Shadyside Nursery to host Sunday-night outdoor music series | Pittsburgh City Paper

Shadyside Nursery to host Sunday-night outdoor music series

"It's kind of like a Hartwood Acres-style series, but in the city."

It was a bit of serendipity that led Pete Spynda — best known these days as the DJ behind the Pandemic world-music dance night at Brillobox — to start a weekly outdoor concert series at a plant nursery.

"I'd been looking for a venue to do something outdoors for a while," Spynda explains. "I happened to be walking in Bloomfield, and I ran into a buddy of mine [Bill Brittain] who runs the Shadyside Nursery." Spynda was specifically looking for a place to put on a show for Italian Gypsy-folk band Taluna. Brittain was looking for activities to complement a Sunday visit by Fukuda restaurant's food truck. The result: Weather Permitting, a new Sunday-night series featuring local (and sometimes touring) bands, outdoors at the nursery.

The idea is to feature music in a family-friendly atmosphere, early in the evening, before folks head to the bar — or send the kids to bed. "It's kind of like a Hartwood Acres-style series, but in the city," Spynda says. "They do great programming at Hartwood Acres, but it can be a hike, especially if you live in the city, and have to pack up the kids and all that."

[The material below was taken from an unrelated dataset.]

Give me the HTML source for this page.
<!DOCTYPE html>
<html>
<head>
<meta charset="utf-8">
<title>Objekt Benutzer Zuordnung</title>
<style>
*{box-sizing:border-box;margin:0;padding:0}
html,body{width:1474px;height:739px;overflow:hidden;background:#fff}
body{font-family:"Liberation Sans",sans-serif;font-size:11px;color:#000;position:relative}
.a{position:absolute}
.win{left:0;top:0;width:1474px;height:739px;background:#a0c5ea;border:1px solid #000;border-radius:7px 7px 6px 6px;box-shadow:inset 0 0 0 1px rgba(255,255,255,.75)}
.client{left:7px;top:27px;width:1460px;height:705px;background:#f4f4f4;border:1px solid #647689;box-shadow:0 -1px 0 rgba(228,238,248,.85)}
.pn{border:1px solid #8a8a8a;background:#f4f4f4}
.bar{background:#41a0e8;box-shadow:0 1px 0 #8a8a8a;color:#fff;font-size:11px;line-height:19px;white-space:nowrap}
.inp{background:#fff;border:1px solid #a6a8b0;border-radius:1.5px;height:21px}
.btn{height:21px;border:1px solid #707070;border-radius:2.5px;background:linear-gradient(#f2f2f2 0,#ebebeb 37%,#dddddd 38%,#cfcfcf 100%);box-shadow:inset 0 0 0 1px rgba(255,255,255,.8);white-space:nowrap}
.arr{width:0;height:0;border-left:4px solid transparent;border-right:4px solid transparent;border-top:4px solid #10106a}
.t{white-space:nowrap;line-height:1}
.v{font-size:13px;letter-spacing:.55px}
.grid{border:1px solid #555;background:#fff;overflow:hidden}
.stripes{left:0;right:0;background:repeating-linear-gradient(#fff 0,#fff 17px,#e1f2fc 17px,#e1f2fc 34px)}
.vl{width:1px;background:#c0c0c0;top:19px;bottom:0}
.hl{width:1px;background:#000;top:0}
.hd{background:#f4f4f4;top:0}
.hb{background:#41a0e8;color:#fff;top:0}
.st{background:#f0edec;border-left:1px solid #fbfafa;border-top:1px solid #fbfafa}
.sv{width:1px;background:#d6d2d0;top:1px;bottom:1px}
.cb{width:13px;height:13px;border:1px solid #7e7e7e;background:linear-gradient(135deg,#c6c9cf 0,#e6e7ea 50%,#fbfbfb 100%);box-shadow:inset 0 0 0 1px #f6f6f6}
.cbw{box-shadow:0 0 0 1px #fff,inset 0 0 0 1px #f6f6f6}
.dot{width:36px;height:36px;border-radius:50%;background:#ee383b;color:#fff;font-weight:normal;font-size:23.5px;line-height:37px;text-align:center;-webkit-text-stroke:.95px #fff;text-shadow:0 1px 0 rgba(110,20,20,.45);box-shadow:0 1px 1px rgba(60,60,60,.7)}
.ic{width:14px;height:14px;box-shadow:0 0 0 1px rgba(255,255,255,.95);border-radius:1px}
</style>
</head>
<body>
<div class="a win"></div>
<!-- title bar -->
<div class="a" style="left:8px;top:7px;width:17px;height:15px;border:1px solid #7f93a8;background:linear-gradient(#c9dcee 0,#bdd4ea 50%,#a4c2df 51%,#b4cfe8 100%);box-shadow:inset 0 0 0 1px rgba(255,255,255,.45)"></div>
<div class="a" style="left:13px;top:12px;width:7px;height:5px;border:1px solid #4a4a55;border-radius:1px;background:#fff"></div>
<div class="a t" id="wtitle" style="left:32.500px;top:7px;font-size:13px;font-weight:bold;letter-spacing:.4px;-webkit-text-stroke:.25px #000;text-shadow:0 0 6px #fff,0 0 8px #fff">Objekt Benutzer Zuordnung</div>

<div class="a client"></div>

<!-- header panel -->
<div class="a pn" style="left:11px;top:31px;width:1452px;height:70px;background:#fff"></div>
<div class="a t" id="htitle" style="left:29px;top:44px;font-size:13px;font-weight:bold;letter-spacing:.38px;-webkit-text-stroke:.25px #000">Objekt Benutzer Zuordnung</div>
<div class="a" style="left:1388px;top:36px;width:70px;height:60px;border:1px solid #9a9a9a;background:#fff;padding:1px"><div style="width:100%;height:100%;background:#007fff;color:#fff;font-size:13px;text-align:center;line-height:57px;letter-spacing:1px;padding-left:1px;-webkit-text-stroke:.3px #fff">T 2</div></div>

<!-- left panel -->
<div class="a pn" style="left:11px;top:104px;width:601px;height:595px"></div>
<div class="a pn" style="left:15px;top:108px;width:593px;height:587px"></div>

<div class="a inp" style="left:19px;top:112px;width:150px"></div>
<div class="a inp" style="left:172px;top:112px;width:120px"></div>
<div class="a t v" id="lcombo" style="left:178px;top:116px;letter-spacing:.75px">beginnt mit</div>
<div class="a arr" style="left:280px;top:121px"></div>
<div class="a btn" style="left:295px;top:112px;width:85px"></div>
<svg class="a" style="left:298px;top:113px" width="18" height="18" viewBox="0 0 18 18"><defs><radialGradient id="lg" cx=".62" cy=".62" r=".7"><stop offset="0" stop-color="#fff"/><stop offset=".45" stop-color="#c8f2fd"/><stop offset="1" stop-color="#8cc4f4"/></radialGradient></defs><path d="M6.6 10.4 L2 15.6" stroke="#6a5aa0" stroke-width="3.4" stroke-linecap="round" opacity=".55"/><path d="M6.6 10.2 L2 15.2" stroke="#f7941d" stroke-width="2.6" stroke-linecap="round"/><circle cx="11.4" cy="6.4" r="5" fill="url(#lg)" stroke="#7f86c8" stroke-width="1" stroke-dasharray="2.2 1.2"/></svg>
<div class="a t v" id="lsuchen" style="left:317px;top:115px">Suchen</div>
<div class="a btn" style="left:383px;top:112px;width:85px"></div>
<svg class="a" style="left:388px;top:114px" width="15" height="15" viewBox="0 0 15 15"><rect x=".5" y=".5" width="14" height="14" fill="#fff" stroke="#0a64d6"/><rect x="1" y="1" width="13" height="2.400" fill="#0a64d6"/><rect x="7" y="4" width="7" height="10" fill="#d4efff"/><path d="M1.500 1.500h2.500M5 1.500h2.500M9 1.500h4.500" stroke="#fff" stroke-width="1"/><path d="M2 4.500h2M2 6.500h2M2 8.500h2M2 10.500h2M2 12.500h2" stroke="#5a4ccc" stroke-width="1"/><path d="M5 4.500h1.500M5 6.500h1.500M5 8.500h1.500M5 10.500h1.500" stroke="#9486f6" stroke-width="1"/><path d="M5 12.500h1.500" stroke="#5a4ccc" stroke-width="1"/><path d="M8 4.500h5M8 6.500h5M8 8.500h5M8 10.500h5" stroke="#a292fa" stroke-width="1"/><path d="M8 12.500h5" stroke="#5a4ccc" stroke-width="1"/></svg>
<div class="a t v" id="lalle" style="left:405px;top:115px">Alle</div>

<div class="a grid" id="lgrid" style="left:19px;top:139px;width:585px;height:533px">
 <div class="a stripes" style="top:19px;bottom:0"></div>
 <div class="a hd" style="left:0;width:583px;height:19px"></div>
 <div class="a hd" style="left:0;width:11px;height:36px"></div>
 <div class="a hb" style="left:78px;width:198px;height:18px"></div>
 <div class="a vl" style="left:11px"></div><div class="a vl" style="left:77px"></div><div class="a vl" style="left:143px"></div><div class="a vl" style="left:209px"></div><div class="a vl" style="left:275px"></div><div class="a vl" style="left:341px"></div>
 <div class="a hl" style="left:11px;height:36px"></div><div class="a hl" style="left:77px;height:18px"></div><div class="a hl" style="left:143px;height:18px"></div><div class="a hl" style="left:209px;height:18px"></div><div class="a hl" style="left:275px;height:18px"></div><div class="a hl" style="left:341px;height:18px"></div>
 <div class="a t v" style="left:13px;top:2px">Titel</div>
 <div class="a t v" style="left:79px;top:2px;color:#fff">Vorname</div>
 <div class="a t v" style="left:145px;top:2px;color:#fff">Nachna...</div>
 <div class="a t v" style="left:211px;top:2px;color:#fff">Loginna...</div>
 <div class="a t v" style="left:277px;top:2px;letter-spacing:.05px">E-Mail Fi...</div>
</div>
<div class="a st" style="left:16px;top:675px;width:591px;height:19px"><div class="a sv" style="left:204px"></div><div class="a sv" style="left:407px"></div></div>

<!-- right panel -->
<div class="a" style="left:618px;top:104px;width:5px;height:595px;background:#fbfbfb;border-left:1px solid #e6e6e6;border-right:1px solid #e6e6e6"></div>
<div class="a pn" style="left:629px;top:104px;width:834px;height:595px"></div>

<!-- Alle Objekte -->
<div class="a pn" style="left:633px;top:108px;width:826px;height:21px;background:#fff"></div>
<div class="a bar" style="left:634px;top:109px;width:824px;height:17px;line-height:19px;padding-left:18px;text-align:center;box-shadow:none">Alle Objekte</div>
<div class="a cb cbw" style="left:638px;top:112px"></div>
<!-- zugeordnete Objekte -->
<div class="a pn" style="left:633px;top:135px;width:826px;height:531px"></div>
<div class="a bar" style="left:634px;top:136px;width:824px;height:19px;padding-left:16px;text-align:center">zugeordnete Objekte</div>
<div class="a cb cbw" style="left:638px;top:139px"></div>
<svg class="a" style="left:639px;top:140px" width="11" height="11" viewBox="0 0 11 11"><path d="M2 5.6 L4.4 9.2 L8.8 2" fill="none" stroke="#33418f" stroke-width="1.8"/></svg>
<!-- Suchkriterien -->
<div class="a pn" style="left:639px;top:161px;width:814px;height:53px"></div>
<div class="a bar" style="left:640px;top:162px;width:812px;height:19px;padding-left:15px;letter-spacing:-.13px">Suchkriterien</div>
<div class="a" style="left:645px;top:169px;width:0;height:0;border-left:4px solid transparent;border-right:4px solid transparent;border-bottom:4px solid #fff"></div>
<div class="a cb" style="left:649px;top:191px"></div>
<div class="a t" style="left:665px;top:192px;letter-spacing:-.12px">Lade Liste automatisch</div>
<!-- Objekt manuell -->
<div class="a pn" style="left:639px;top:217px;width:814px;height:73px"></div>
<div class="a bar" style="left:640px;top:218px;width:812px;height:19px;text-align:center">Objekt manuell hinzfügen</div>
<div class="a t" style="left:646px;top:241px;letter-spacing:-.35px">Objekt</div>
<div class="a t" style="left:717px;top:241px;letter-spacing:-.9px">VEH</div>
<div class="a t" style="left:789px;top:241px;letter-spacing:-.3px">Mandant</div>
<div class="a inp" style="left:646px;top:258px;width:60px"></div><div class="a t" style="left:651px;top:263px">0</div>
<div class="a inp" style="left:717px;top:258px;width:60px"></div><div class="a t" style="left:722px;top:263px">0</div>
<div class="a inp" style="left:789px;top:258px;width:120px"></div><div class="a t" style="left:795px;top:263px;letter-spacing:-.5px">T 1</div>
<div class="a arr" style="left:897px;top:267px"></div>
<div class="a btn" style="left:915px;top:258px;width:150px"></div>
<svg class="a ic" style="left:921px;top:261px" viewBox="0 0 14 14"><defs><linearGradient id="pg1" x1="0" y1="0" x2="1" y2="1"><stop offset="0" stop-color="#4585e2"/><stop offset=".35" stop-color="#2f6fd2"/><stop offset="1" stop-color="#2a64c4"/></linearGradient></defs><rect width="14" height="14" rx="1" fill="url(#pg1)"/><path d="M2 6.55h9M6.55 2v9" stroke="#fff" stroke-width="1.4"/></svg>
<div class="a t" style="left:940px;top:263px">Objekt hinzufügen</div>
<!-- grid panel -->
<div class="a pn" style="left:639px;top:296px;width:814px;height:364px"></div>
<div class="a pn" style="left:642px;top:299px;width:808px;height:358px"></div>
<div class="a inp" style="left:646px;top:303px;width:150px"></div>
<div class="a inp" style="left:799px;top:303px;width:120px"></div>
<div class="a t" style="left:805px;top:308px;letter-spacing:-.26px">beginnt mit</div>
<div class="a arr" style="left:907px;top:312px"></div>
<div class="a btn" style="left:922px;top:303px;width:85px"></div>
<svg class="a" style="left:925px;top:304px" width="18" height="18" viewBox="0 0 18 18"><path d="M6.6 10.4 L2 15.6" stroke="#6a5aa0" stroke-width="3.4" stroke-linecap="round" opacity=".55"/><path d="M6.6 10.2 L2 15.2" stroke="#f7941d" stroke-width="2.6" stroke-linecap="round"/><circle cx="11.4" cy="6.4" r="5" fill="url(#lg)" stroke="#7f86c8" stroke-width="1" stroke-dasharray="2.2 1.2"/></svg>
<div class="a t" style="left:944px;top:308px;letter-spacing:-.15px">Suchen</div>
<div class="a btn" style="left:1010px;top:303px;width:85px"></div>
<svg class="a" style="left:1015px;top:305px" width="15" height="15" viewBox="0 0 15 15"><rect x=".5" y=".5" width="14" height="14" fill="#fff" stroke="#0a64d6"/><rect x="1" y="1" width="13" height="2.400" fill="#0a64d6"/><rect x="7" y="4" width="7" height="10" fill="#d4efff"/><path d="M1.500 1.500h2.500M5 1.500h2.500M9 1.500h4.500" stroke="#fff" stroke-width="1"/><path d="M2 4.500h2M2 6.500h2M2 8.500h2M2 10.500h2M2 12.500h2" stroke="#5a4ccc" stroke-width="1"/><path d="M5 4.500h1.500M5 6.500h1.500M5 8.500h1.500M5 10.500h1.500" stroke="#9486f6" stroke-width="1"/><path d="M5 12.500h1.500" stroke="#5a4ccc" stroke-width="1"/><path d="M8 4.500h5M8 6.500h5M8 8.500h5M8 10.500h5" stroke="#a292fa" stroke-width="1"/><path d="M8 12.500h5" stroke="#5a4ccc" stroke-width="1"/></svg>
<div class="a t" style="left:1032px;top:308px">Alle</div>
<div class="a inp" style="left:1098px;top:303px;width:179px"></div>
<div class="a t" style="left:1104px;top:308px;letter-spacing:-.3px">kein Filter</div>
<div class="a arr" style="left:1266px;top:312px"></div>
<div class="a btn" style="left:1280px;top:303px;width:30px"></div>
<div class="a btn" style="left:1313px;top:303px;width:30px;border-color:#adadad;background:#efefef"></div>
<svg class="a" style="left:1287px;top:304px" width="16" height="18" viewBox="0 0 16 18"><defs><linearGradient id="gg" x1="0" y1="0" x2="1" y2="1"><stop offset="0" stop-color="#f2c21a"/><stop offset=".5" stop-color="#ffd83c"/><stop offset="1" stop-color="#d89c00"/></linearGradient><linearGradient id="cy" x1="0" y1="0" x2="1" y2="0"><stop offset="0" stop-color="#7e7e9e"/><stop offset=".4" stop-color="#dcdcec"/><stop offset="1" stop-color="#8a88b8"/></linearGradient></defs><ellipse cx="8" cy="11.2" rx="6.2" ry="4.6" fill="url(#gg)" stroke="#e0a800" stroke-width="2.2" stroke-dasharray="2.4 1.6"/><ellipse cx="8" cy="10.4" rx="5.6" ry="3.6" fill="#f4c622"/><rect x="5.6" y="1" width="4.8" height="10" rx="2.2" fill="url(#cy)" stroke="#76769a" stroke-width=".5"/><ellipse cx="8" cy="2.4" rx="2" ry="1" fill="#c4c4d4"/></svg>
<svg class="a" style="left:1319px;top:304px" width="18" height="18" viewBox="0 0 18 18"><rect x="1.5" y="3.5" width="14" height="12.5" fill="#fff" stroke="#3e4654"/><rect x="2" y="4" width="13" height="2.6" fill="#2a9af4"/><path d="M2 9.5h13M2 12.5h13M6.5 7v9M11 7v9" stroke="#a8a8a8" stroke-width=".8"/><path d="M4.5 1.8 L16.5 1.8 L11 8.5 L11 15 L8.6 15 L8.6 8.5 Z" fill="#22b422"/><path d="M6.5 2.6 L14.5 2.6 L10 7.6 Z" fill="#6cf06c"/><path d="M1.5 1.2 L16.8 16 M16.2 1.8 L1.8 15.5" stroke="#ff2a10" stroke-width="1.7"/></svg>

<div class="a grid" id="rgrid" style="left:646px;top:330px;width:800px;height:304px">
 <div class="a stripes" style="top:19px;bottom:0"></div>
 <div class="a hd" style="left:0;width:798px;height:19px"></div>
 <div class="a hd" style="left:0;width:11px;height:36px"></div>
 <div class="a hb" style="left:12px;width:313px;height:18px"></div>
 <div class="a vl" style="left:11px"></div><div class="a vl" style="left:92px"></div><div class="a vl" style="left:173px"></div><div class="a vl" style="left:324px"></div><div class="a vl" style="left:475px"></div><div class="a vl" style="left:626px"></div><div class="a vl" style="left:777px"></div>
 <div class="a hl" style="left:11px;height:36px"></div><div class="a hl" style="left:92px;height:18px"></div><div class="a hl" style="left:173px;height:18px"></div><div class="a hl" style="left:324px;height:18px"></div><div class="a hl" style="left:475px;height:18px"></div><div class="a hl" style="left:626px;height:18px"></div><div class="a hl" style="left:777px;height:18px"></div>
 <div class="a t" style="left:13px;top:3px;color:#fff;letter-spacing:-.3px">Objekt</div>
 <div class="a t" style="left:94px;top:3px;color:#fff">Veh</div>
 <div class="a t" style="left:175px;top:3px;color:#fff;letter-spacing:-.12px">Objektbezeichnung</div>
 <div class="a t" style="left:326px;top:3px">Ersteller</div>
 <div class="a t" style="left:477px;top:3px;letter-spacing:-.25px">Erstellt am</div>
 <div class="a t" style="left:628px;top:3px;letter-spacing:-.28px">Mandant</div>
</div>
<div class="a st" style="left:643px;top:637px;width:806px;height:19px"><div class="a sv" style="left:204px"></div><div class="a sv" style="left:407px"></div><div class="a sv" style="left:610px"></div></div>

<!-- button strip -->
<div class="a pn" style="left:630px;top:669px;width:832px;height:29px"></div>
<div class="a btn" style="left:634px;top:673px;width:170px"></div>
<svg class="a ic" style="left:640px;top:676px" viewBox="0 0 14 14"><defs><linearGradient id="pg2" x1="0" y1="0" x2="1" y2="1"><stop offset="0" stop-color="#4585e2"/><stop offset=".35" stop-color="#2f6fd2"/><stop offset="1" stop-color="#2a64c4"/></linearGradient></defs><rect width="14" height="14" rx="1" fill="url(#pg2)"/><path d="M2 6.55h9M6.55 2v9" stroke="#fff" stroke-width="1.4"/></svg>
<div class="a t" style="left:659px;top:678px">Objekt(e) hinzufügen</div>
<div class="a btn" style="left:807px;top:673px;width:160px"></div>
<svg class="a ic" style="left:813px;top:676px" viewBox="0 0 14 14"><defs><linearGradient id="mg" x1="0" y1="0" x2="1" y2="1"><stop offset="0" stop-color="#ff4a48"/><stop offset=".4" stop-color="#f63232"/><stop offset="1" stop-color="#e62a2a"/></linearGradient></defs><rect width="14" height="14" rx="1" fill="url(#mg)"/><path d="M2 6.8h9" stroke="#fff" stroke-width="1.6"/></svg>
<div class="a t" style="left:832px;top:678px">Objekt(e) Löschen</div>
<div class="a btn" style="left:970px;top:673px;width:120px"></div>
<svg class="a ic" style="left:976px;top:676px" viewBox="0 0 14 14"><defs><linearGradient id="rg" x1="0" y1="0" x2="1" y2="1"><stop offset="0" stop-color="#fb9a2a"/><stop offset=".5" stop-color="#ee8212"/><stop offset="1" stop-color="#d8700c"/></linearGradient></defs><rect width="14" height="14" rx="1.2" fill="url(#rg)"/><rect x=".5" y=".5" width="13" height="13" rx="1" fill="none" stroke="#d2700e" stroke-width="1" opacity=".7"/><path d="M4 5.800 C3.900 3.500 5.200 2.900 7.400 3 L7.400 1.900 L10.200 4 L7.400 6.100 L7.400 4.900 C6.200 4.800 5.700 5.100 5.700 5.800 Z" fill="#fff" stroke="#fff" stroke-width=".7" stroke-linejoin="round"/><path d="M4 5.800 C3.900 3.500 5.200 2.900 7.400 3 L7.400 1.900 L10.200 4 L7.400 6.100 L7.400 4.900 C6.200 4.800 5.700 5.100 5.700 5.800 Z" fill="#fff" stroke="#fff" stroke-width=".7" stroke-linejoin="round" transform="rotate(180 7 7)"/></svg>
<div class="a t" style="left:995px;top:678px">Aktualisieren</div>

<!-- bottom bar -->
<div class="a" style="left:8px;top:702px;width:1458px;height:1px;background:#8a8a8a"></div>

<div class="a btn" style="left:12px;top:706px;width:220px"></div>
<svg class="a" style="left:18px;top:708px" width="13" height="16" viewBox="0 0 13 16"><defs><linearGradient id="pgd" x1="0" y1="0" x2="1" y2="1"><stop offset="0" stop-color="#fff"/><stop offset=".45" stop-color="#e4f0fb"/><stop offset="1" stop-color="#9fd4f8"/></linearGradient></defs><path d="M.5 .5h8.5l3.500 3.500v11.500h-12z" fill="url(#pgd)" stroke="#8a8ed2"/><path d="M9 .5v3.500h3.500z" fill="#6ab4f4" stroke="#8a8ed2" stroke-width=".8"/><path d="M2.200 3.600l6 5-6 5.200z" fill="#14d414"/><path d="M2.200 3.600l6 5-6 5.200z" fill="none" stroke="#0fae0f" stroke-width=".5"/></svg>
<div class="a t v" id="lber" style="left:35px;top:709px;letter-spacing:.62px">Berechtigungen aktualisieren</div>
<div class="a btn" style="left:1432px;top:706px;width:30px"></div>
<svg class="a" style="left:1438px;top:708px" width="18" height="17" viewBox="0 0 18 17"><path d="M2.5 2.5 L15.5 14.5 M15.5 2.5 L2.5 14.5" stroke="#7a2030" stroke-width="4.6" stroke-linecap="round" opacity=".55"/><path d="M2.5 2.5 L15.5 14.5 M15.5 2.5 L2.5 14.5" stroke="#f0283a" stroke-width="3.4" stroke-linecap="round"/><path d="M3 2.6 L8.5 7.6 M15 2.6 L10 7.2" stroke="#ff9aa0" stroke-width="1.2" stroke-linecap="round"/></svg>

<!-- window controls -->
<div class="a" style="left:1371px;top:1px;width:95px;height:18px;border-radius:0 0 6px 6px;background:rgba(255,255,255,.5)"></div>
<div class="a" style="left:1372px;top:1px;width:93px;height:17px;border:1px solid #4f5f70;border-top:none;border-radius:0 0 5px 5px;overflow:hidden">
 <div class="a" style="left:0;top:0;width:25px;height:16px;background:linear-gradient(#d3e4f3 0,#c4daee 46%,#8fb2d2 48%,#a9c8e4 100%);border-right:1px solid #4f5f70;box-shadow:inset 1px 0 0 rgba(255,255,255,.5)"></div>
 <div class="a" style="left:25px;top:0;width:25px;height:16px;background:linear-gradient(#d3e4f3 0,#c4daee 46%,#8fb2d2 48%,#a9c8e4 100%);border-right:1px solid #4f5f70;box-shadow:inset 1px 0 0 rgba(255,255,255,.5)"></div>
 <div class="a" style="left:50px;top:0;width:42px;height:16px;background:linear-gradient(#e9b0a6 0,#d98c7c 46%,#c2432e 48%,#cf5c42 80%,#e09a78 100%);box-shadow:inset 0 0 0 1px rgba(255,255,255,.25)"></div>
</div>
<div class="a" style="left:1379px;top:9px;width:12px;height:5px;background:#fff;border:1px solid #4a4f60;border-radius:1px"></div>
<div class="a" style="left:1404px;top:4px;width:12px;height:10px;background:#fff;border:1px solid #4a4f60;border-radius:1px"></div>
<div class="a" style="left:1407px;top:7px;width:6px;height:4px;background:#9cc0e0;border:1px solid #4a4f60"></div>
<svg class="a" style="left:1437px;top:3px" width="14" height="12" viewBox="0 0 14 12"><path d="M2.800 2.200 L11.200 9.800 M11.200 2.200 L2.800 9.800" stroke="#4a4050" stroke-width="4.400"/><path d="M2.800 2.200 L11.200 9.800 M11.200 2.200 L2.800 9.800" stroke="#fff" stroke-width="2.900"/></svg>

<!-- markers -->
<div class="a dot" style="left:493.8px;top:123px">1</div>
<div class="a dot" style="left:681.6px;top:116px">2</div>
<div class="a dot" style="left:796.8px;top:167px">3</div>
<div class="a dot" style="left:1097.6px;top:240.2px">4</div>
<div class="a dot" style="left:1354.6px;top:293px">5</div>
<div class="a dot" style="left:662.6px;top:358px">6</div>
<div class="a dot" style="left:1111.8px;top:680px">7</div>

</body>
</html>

It'll of course be on a smaller scale than Hartwood: Spynda and the folks from Shadyside Nursery are building a stage to fill some space where the plants don't sit in the afternoon because of sun exposure. They'll rent a PA and have food trucks and drinks. (It's also BYOB.)

Spynda's hope is to involve nearby businesses and bring foot traffic to the nursery's end of Shadyside on Sunday evenings. (Shadyside Nursery is on Maryland Avenue, just off Ellsworth.) Local bands booked for the future include The Beagle Brothers, The Harlan Twins and The Pressure.

And ... if it rains?

"That's, I guess, to be determined," Spynda says with a laugh. "That's one reason I'm reluctant to book many touring bands. Mostly we'll just cross our fingers."